Normally I wouldn’t be too fussed. I don’t even live in the country anymore, so it’s not my problem anymore, right? Wrong. It has followed me on my 5,000-mile journey. People actually expect this behavior from me, and are disappointed when I don’t deliver, stating that I’m “not very American”.

Granted, these clips and shows are what they have to go on as far culture, but you’d think they’d actually be pleased that I don’t have my head shoved so far up my ass that I don’t know the difference between Sunni and Shia Muslims. Wrong again. I feel like the first couple of weeks of meeting anyone new here they’re watching my every move and word, waiting for me to trip up and do something stupid so they can point and laugh like I’m some monkey performing tricks for coins.

I’ve unwillingly become an ambassador for America. The very thought sends shivers down my spine. I’m sure you’ve encountered plenty of Americans in your day-to-day lives and didn’t even realize it, because most of us are normal people who keep to ourselves.

But there’s always the few halfwits that ruin the fun. On a recent trip to the National Gallery, I was in the security line behind this horrible older American couple. Everyone else in front of them managed to open their bag, and move along, but these two just didn’t seem to get the memo. Instead they proceeded to harass the security officer with very specific questions about where to find certain art pieces and make as much noise as possible.
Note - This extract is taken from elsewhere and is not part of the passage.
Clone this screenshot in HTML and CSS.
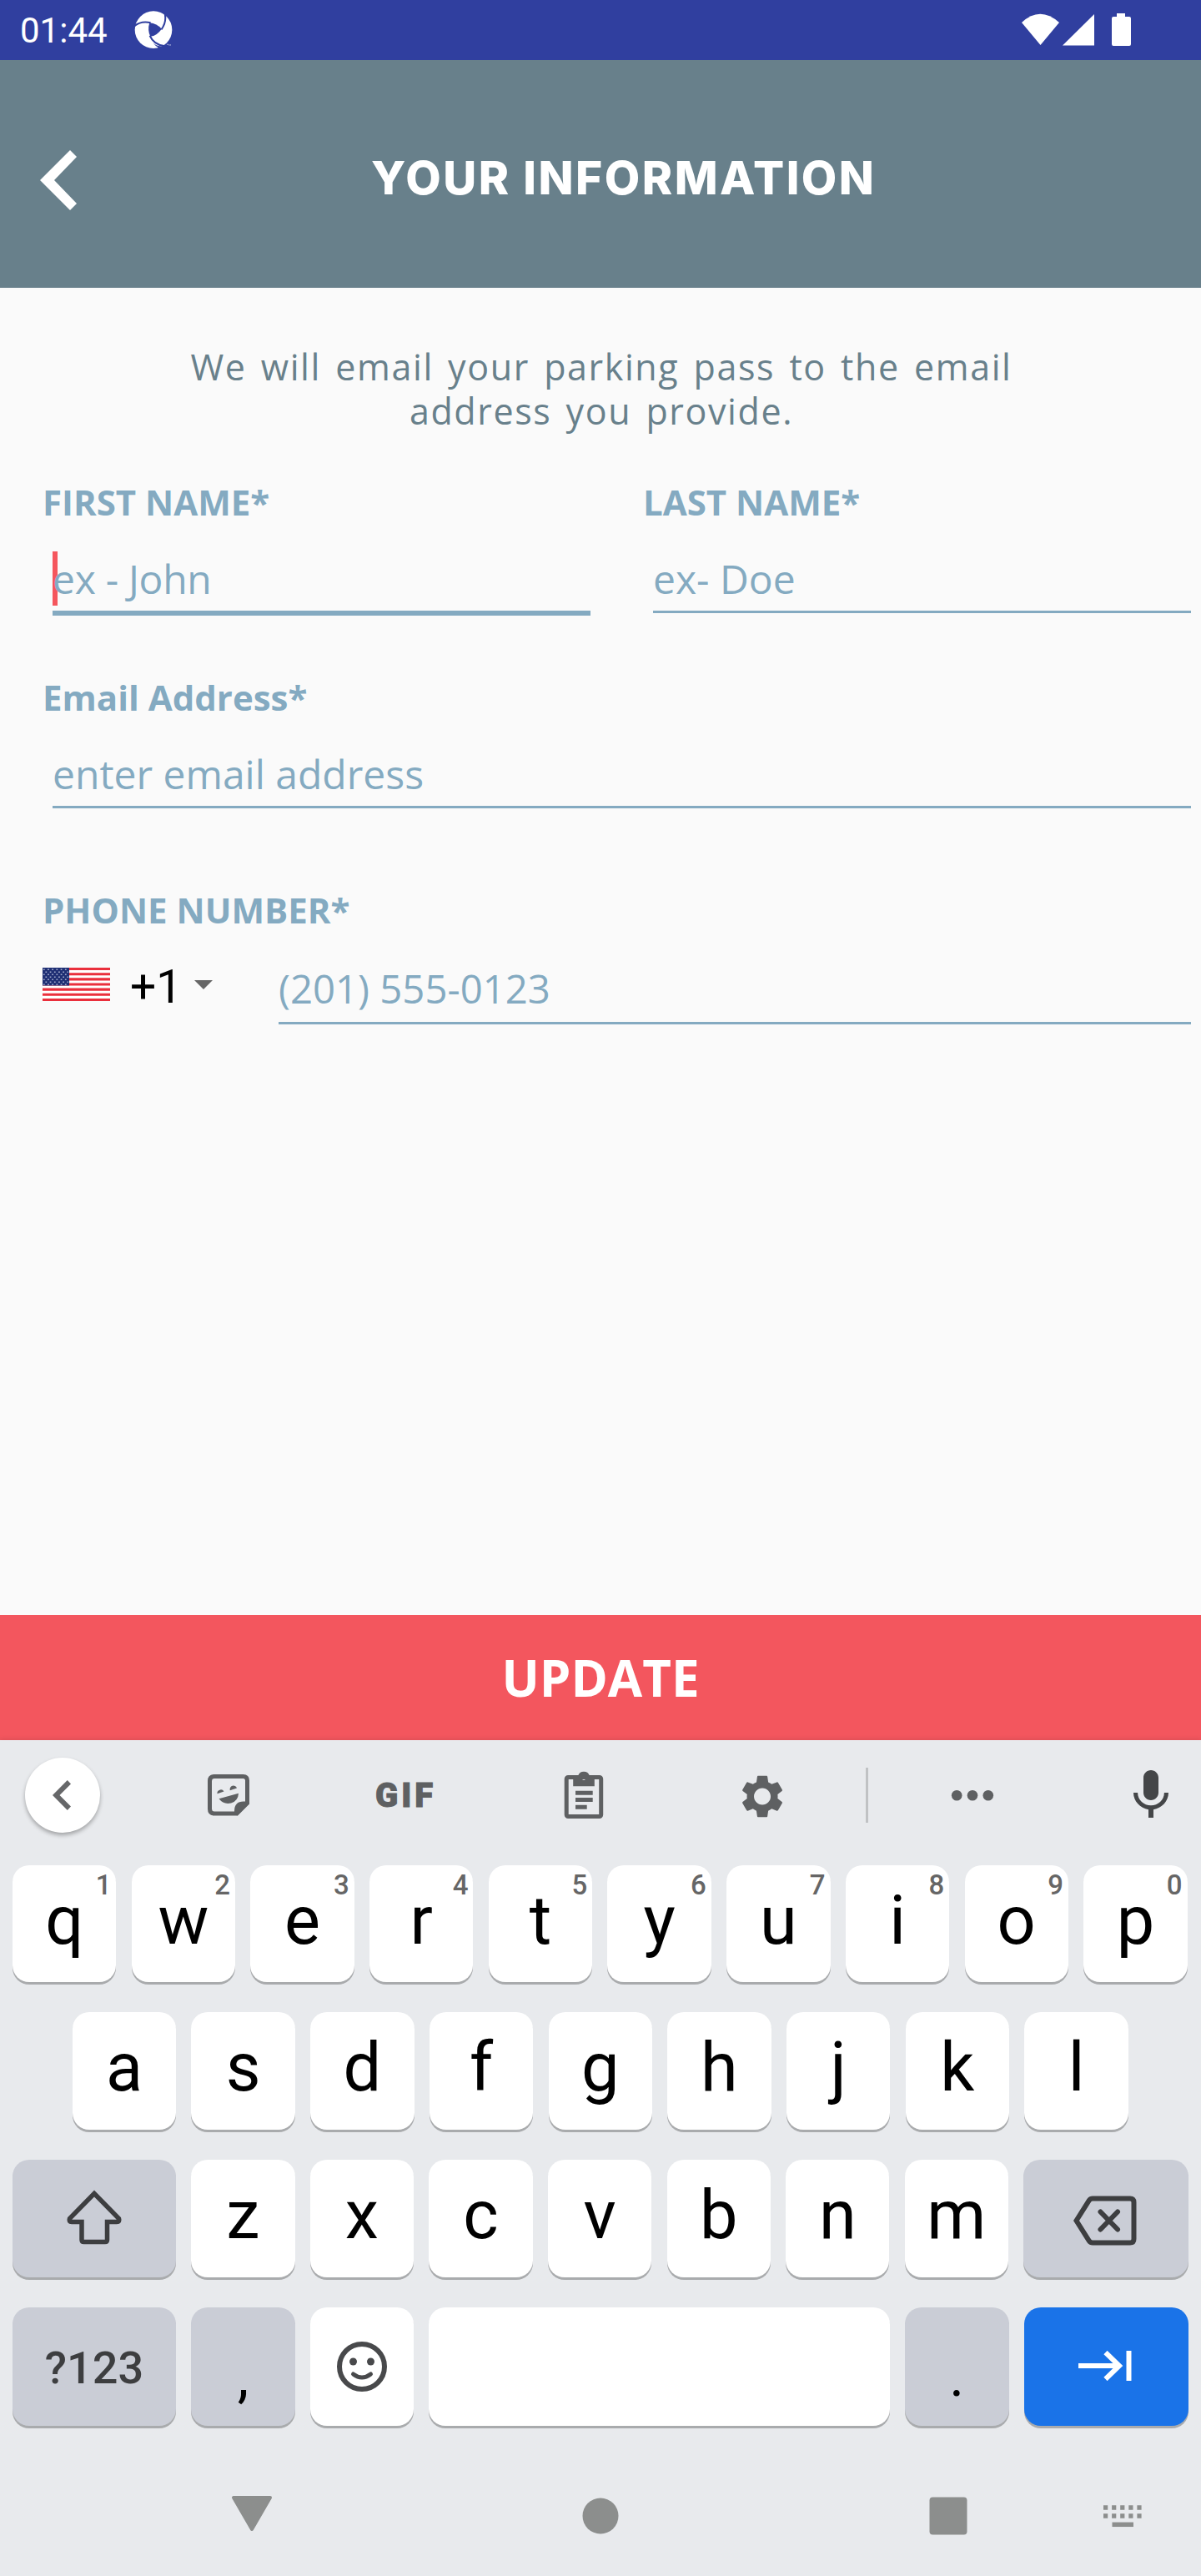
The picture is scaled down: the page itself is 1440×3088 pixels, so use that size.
FILE: index.html
```
<!DOCTYPE html>
<html lang="en">
<head>
<meta charset="utf-8">
<title>Your Information</title>
<link rel="stylesheet" href="styles.css">
</head>
<body>
<div class="status">
  <span class="clock">01:44</span>
  <svg class="app-logo" viewBox="34 24 136 136">
    <circle cx="102" cy="91" r="66" fill="#fff"/>
    <path d="M88 66Q114 68 131 88Q115 112 91 115Q80 92 88 66Z" fill="#303f9f"/>
    <path d="M32 80Q56 58 92 66M141 28Q151 62 130 90M89 112Q104 145 140 148" fill="none" stroke="#303f9f" stroke-width="6"/>
    <path d="M126 170L122 156Q110 150 100 138Q118 154 150 148L160 165Z" fill="#303f9f"/>
    <path d="M150 143h5M158 143v4M162 143v4" stroke="#fff" stroke-width="2"/>
  </svg>
  <span class="grow"></span>
  <svg class="signals" width="132" height="40" viewBox="0 0 132 40" fill="#fff">
    <path d="M0 11Q22 -9.500 45 11L22.500 38Z"/>
    <path d="M87 1V38.500H49Z"/>
    <path d="M114 0h10v4h5q2 0 2 2v31q0 2-2 2h-19q-2 0-2-2V6q0-2 2-2h4z"/>
  </svg>
</div>

<header class="header">
  <svg class="back" width="44" height="72" viewBox="0 0 44 72"><path d="M36 0L44 8L17 36L44 64L36 72L0 36Z" fill="#fff"/></svg>
  <h1 class="title">YOUR INFORMATION</h1>
</header>

<main class="form">
  <p class="intro">We will email your parking pass to the email<br>address you provide.</p>
  <div class="names">
    <div class="field">
      <div class="label">FIRST NAME*</div>
      <div class="input focused"><span class="hint">ex - John</span></div>
    </div>
    <div class="field">
      <div class="label">LAST NAME*</div>
      <div class="input"><span class="hint">ex- Doe</span></div>
    </div>
  </div>
  <div class="field email">
    <div class="label">Email Address*</div>
    <div class="input"><span class="hint">enter email address</span></div>
  </div>
  <div class="field phone">
    <div class="label">PHONE NUMBER*</div>
    <div class="phone-row">
      <svg class="flag" width="81" height="40" viewBox="0 0 81 40">
        <defs>
          <pattern id="stars" width="5.200" height="6" patternUnits="userSpaceOnUse">
            <path d="M1 1.500h1.500v1.600H1zM3.600 4.500h1.500v1.500H3.600z" fill="#b4bcd8"/>
          </pattern>
        </defs>
        <rect width="81" height="40" fill="#fff"/>
        <path d="M0 1.540H81M0 7.690H81M0 13.850H81M0 20H81M0 26.150H81M0 32.310H81M0 38.460H81" stroke="#ea2f3c" stroke-width="3.080"/>
        <rect width="32" height="21.500" fill="#1f2f74"/>
        <rect width="31" height="21" fill="url(#stars)"/>
      </svg>
      <span class="code">+1</span>
      <svg class="caret" width="22" height="11" viewBox="0 0 22 11"><path d="M0 0H22L11 11Z" fill="#666"/></svg>
      <div class="input number"><span class="hint">(201) 555-0123</span></div>
    </div>
  </div>
</main>

<div class="update">UPDATE</div>

<section class="keyboard">
  <div class="toolbar">
    <span class="tool collapse"><svg width="22" height="36" viewBox="0 0 22 36"><path d="M17.800 0L22 4.500L8.500 18L22 31.500L17.800 36L0 18Z" fill="#666769"/></svg></span>
    <svg class="tool sticker" viewBox="0 0 96 96">
      <path d="M31 25.500H65.500Q70.500 25.500 70.500 30.500V57.500L58 70H31Q25.500 70 25.500 64.500V31Q25.500 25.500 31 25.500Z" fill="none" stroke="#5e6062" stroke-width="5"/>
      <path d="M73 58L58.300 72.500L55 70V67Q55 55.500 66 55.500H73Z" fill="#5e6062"/>
      <path d="M34.500 46.300A4.300 4.300 0 0 1 42.500 43.600ZM49.800 42.200A4.300 4.300 0 0 1 58 39.500ZM36.500 52.300L60 45.700Q59.500 55 51 57.500Q42 59.500 36.500 52.300Z" fill="#5e6062"/>
    </svg>
    <span class="tool gif">GIF</span>
    <svg class="tool clip" viewBox="0 0 96 96">
      <rect x="27.200" y="26.500" width="41.500" height="47" rx="2" fill="none" stroke="#5e6062" stroke-width="5"/>
      <path fill-rule="evenodd" d="M35.200 25H41A7.300 7.300 0 0 1 55 25H60.800V37.300H35.200ZM48 24.400a2.800 2.800 0 1 0 .01 0z" fill="#5e6062"/>
      <path d="M38 45.200H58.700M38 53.600H58.700M38 62.200H51.700" stroke="#5e6062" stroke-width="5"/>
    </svg>
    <svg class="tool gear" viewBox="0 0 96 96"><path transform="translate(17.200 18.700) scale(2.570)" fill="#5e6062" d="M19.140 12.940c.04-.3.060-.61.060-.94 0-.32-.02-.64-.07-.94l2.030-1.580c.18-.14.230-.41.120-.61l-1.920-3.320c-.12-.22-.37-.29-.59-.22l-2.390.96c-.5-.38-1.030-.7-1.620-.94l-.36-2.540c-.04-.24-.24-.41-.48-.41h-3.840c-.24 0-.43.17-.47.41l-.36 2.540c-.59.24-1.130.57-1.620.94l-2.390-.96c-.22-.08-.47 0-.59.22L2.740 8.870c-.12.21-.08.470.12.610l2.030 1.580c-.05.3-.09.630-.09.940s.02.640.07.940l-2.030 1.580c-.18.140-.23.410-.12.610l1.920 3.320c.12.220.37.290.59.220l2.390-.96c.5.380 1.030.7 1.620.94l.36 2.540c.05.240.24.410.48.410h3.840c.24 0 .44-.17.470-.41l.36-2.540c.59-.24 1.130-.56 1.620-.94l2.390.96c.22.080.47 0 .59-.22l1.920-3.320c.12-.22.070-.47-.12-.61l-2.010-1.580zM12 15.900c-2.150 0-3.900-1.750-3.900-3.900s1.750-3.900 3.900-3.900 3.900 1.750 3.900 3.900-1.750 3.900-3.900 3.900z"/></svg>
    <span class="divider"></span>
    <svg class="tool more" viewBox="0 0 96 96" fill="#5e6062"><circle cx="29.200" cy="48.300" r="6.300"/><circle cx="48" cy="48.300" r="6.300"/><circle cx="66.800" cy="48.300" r="6.300"/></svg>
    <svg class="tool mic" viewBox="0 0 96 96"><path transform="translate(12 12) scale(3)" fill="#444648" d="M12 14c1.660 0 3-1.340 3-3V5c0-1.660-1.340-3-3-3S9 3.340 9 5v6c0 1.660 1.340 3 3 3zm5.300-3c0 3-2.540 5.100-5.300 5.100S6.700 14 6.700 11H5c0 3.410 2.720 6.230 6 6.720V21h2v-3.280c3.280-.48 6-3.300 6-6.720h-1.700z"/></svg>
  </div>

  <div class="row row1">
    <span class="key">q<i>1</i></span><span class="key">w<i>2</i></span><span class="key">e<i>3</i></span><span class="key">r<i>4</i></span><span class="key">t<i>5</i></span><span class="key">y<i>6</i></span><span class="key">u<i>7</i></span><span class="key">i<i>8</i></span><span class="key">o<i>9</i></span><span class="key">p<i>0</i></span>
  </div>
  <div class="row row2">
    <span class="key">a</span><span class="key">s</span><span class="key">d</span><span class="key">f</span><span class="key">g</span><span class="key">h</span><span class="key">j</span><span class="key">k</span><span class="key">l</span>
  </div>
  <div class="row row3">
    <span class="key wide gray">
      <svg width="68" height="66" viewBox="0 0 68 66"><path d="M34 4.500L63.500 34.500Q65 38.500 61 38.500H49.500V60Q49.500 62.500 47 62.500H21.500Q19 62.500 19 60V38.500H7Q3 38.500 4.500 34.500Z" fill="none" stroke="#3d3e40" stroke-width="5.500"/></svg>
    </span>
    <span class="key">z</span><span class="key">x</span><span class="key">c</span><span class="key">v</span><span class="key">b</span><span class="key">n</span><span class="key">m</span>
    <span class="key wide gray">
      <svg class="delete" width="76" height="60" viewBox="0 0 76 60" fill="none" stroke="#3d3e40"><path d="M23 3.500H68Q72.500 3.500 72.500 8V52Q72.500 56.500 68 56.500H23Q20.500 56.500 19 54.500L3.500 30L19 5.500Q20.500 3.500 23 3.500Z" stroke-width="6"/><path d="M32.500 19.500L53 40.500M53 19.500L32.500 40.500" stroke-width="6" stroke-linecap="round"/></svg>
    </span>
  </div>
  <div class="row row4">
    <span class="key wide gray symbols">?123</span>
    <span class="key gray punct">,</span>
    <span class="key emoji"><svg width="62" height="62" viewBox="0 0 62 62"><circle cx="31" cy="31" r="27" fill="none" stroke="#48494b" stroke-width="6"/><circle cx="20.500" cy="25" r="4.500" fill="#48494b"/><circle cx="41.500" cy="25" r="4.500" fill="#48494b"/><path d="M20.500 40Q31 48 41.500 40" fill="none" stroke="#48494b" stroke-width="5" stroke-linecap="round"/></svg></span>
    <span class="key space"></span>
    <span class="key gray punct">.</span>
    <span class="key wide enter"><svg width="64" height="36" viewBox="0 0 64 36"><path d="M0 18H49M32.500 2L49 18L32.500 34" fill="none" stroke="#fff" stroke-width="6"/><path d="M60.500 0V36" stroke="#fff" stroke-width="6"/></svg></span>
  </div>

  <nav class="nav">
    <svg width="60" height="60" viewBox="0 0 60 60"><path d="M8 8H52L30 46Z" fill="#8c8e8d" stroke="#8c8e8d" stroke-width="4" stroke-linejoin="round"/></svg>
    <svg width="60" height="60" viewBox="0 0 60 60"><circle cx="30" cy="30" r="21.500" fill="#8c8e8d"/></svg>
    <svg width="60" height="60" viewBox="0 0 60 60"><rect x="7.500" y="7.500" width="45" height="45" rx="4" fill="#8c8e8d"/></svg>
    <svg width="60" height="60" viewBox="0 0 60 60"><path d="M7 20H53M7 30H53" stroke="#8c8e8d" stroke-width="5.500" stroke-dasharray="5.200 4.900"/><path d="M17.500 40.300H43" stroke="#8c8e8d" stroke-width="5.500"/></svg>
  </nav>
</section>
</body>
</html>
```
FILE: styles.css
```
* { box-sizing: border-box; }
body {
  margin: 0;
  width: 1440px;
  height: 3088px;
  display: flex;
  flex-direction: column;
  overflow: hidden;
  background: #fafafa;
  font-family: "Open Sans", sans-serif;
}
svg { display: block; flex: none; }
.grow { flex: 1; }

.status {
  flex: none;
  height: 72px;
  padding: 0 83px 0 24px;
  display: flex;
  align-items: center;
  background: #303f9f;
}
.clock { font: 400 42px/72px Roboto, sans-serif; color: #fff; padding-top: 2px; }
.app-logo { width: 46px; height: 46px; margin-left: 32px; }

.header {
  flex: none;
  height: 273px;
  padding: 108px 0 0 48px;
  display: flex;
  align-items: flex-start;
  background: #68808b;
}
.title {
  margin: 3px 0 0 353px;
  font: 800 55px/60px Inter, sans-serif;
  letter-spacing: 2.5px;
  color: #fff;
  white-space: nowrap;
}

.form { flex: none; height: 1591px; padding: 68px 12px 0 51px; }
.intro {
  margin: 0 0 54px;
  padding-right: 37px;
  font-size: 43px;
  line-height: 53px;
  letter-spacing: 1.6px;
  word-spacing: 4.5px;
  text-align: center;
  color: #68808b;
}
.names { display: grid; grid-template-columns: 657px 645px; column-gap: 63px; height: 234px; }
.names .field + .field { width: 657px; }
.label { font-weight: 700; font-size: 42px; line-height: 57px; color: #84aac1; }
.input {
  margin: 31px 0 0 12px;
  padding-bottom: 6px;
  border-bottom: 3px solid #84aac1;
  font-size: 48px;
  line-height: 65px;
  color: #84aac1;
}
.focused { border-bottom-width: 6px; }
.focused .hint {
  display: block;
  letter-spacing: -0.3px;
  background: linear-gradient(#f5565d, #f5565d) 0 0 / 6px 65px no-repeat;
}
.email { margin-bottom: 93px; }
.phone-row { display: flex; align-items: flex-start; margin-top: 33px; }
.flag { margin-top: 8px; }
.code { margin: -1px 0 0 24px; width: 77px; font: 400 55px/64px Roboto, sans-serif; color: #000; }
.caret { margin-top: 23px; }
.number { flex: 1; margin: 0 0 0 79px; padding-bottom: 8px; font-size: 47.300px; }

.update {
  flex: none;
  height: 150px;
  font-weight: 700;
  font-size: 60px;
  line-height: 150px;
  text-align: center;
  color: #fff;
  background: #f3565e;
}

.keyboard {
  flex: 1;
  display: flex;
  flex-direction: column;
  background: #e8eaed;
  box-shadow: 0 -2px 5px rgba(0, 0, 0, 0.08);
}
.toolbar { height: 150px; padding: 18px 0 0 27px; display: flex; align-items: flex-start; }
.tool { width: 96px; height: 96px; flex: none; }
.collapse {
  width: 90px;
  height: 90px;
  margin: 3px 3px 0;
  padding-right: 3px;
  display: flex;
  align-items: center;
  justify-content: center;
  border-radius: 50%;
  background: #fff;
  box-shadow: 0 3px 5px rgba(0, 0, 0, 0.3);
}
.sticker { margin-left: 103px; }
.gif {
  margin-left: 115px;
  font: 900 40px/97px Roboto, sans-serif;
  letter-spacing: 4px;
  padding-left: 13px;
  color: #5e6062;
  -webkit-text-stroke: 1px #5e6062;
}
.clip { margin-left: 119px; }
.gear { margin-left: 118px; }
.divider { width: 3px; height: 66px; margin: 15px 0 0 76px; background: #c0c2c4; }
.more { margin-left: 77px; }
.mic { margin-left: 118px; }

.row { display: flex; gap: 18.200px; padding: 0 15px; margin-bottom: 36px; height: 141px; }
.row1 { height: 140px; gap: 18.300px; }
.row2 { padding: 0 86.800px; gap: 18.300px; }
.row4 { height: 142px; margin-bottom: 0; }
.key {
  position: relative;
  flex: none;
  width: 124.400px;
  border-radius: 20px;
  background: #fff;
  box-shadow: 0 3px 0 #a9abad;
  font: 400 81px/133px Roboto, sans-serif;
  text-align: center;
  color: #000;
}
.key i {
  position: absolute;
  top: 0;
  right: 6px;
  font: 500 33px/47px Roboto, sans-serif;
  color: #666;
}
.wide { width: 196px; }
.wide:last-child { width: 197.300px; }
.gray { background: #cacdd6; }
.enter { background: #1a73e8; }
.wide, .emoji { display: flex; align-items: center; justify-content: center; }
.wide svg { margin-top: -3px; }
.wide .delete { margin-top: 4px; }
.wide:last-child svg { margin-right: 2px; }
.symbols { padding-top: 4px; font-weight: 500; font-size: 54px; line-height: 64px; color: #3d3e40; }
.punct { font-size: 68px; line-height: 166px; }
.space { flex: 1; }

.nav { display: flex; padding: 78px 0 0 272px; }
.nav svg + svg { margin-left: 358px; }
.nav svg:nth-child(3) { margin-left: 356.500px; }
.nav svg:nth-child(4) { margin-left: 149.500px; }
```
The security officer didn’t know of course, and they departed in a huff, leaving me to face the man who would probably not greet me with the same kind smile as before. Without even thinking about it, the phrase “You all right?” spurted from my mouth in a thick British accent. Gauging from his expression, I had gotten away with it, so with no other choice, I finished the transaction with “Cheers.”

I usually follow the saying “When in Rome…”, but goddammit is it hard being an American in Europe. My friends at uni have gotten used to it and hardly bring it up anymore, but every time I encounter a stranger, it’s a stark reminder of the world we live in. Perhaps one day I’ll get over myself, but until that day, all I have to say is: fuck you Rupert Murdoch.